Exercise directions -
Every line in the data below from the one containing "Write the React, TypeScript" down to the one containing "import React from", both included, must be retyped exactly; no other line is to appear.

Code that builds pages
□ □ □ □

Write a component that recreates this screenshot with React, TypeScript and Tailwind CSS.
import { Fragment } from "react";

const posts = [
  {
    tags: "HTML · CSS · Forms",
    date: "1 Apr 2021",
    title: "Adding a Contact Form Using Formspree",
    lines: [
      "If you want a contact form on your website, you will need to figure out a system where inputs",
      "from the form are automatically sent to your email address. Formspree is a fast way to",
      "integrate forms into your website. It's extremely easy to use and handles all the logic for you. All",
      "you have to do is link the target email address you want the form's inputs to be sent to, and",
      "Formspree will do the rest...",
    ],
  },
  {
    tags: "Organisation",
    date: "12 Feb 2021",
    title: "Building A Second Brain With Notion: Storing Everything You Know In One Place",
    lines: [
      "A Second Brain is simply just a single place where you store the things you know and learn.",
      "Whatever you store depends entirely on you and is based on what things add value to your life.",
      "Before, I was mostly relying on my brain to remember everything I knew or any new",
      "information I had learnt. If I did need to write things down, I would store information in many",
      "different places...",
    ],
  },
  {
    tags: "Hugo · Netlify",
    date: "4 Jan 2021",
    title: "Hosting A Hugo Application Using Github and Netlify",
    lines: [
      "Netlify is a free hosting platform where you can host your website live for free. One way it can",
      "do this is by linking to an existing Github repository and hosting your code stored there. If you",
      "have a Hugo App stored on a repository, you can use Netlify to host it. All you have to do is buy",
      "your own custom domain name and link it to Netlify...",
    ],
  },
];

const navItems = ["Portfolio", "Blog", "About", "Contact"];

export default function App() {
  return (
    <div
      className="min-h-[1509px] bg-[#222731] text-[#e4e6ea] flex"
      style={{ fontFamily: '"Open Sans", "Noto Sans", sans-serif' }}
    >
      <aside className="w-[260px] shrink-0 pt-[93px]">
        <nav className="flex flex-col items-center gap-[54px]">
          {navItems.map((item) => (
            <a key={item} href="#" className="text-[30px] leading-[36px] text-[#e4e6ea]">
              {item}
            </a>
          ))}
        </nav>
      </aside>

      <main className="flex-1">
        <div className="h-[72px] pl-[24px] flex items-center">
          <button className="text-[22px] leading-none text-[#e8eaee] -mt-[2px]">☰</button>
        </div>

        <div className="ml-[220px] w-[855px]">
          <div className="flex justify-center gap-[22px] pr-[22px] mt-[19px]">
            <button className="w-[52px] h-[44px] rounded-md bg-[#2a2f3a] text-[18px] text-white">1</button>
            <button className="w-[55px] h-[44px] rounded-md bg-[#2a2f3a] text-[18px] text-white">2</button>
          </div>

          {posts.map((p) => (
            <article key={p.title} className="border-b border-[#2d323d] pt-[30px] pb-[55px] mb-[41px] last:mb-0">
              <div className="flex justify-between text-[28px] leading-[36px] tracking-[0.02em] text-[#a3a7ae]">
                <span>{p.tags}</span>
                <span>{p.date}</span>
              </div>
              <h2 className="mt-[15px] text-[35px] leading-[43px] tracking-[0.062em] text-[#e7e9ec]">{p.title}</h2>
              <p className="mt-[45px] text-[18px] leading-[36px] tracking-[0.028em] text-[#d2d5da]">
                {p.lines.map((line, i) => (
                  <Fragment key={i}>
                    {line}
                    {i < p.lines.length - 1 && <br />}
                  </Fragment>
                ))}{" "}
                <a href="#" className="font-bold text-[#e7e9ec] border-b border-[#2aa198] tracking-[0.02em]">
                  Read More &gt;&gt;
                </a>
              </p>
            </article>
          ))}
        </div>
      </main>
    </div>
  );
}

□ □ □ □

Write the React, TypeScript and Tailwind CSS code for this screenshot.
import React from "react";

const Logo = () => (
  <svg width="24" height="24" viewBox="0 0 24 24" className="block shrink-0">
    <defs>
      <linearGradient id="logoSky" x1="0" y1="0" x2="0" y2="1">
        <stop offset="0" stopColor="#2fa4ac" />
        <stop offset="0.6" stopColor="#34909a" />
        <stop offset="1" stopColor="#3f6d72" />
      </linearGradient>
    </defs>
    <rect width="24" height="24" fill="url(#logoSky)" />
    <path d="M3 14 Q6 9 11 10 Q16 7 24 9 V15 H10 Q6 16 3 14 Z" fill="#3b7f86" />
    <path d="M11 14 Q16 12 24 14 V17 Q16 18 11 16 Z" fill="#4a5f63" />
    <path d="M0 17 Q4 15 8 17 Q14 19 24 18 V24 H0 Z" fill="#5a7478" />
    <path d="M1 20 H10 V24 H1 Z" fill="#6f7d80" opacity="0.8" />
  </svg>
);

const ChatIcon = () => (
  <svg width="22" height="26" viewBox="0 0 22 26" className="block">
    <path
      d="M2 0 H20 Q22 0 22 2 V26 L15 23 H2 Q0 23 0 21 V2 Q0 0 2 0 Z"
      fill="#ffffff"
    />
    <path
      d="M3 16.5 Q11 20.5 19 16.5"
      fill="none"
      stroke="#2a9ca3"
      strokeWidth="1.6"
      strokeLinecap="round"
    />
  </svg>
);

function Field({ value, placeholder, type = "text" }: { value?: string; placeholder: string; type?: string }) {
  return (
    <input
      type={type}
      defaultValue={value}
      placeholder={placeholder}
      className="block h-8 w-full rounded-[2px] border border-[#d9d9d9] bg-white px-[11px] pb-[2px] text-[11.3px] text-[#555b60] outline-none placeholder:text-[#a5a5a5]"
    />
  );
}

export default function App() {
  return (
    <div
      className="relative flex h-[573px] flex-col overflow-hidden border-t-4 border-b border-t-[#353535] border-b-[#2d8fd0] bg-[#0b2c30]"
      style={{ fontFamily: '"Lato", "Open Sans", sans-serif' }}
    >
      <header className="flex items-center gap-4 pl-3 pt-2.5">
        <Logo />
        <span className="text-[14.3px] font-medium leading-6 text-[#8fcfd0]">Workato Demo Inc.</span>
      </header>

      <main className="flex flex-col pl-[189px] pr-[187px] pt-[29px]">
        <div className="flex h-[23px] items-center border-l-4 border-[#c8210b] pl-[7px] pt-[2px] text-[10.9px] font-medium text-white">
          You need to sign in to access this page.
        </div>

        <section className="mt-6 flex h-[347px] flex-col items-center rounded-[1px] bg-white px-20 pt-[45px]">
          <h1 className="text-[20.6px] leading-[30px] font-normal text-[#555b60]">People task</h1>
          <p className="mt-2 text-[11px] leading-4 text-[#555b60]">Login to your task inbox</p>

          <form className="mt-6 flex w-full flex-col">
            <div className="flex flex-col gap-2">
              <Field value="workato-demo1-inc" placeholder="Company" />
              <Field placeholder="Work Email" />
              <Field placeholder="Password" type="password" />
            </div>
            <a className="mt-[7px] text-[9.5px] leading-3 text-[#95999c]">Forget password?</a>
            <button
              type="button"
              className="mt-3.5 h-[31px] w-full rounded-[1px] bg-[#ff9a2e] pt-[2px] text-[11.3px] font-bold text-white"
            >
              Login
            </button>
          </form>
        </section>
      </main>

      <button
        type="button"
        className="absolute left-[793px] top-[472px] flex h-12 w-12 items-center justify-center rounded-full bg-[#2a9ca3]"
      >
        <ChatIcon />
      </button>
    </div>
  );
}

□ □ □ □

Output -
Write the React, TypeScript and Tailwind CSS code for this screenshot.
import React from "react";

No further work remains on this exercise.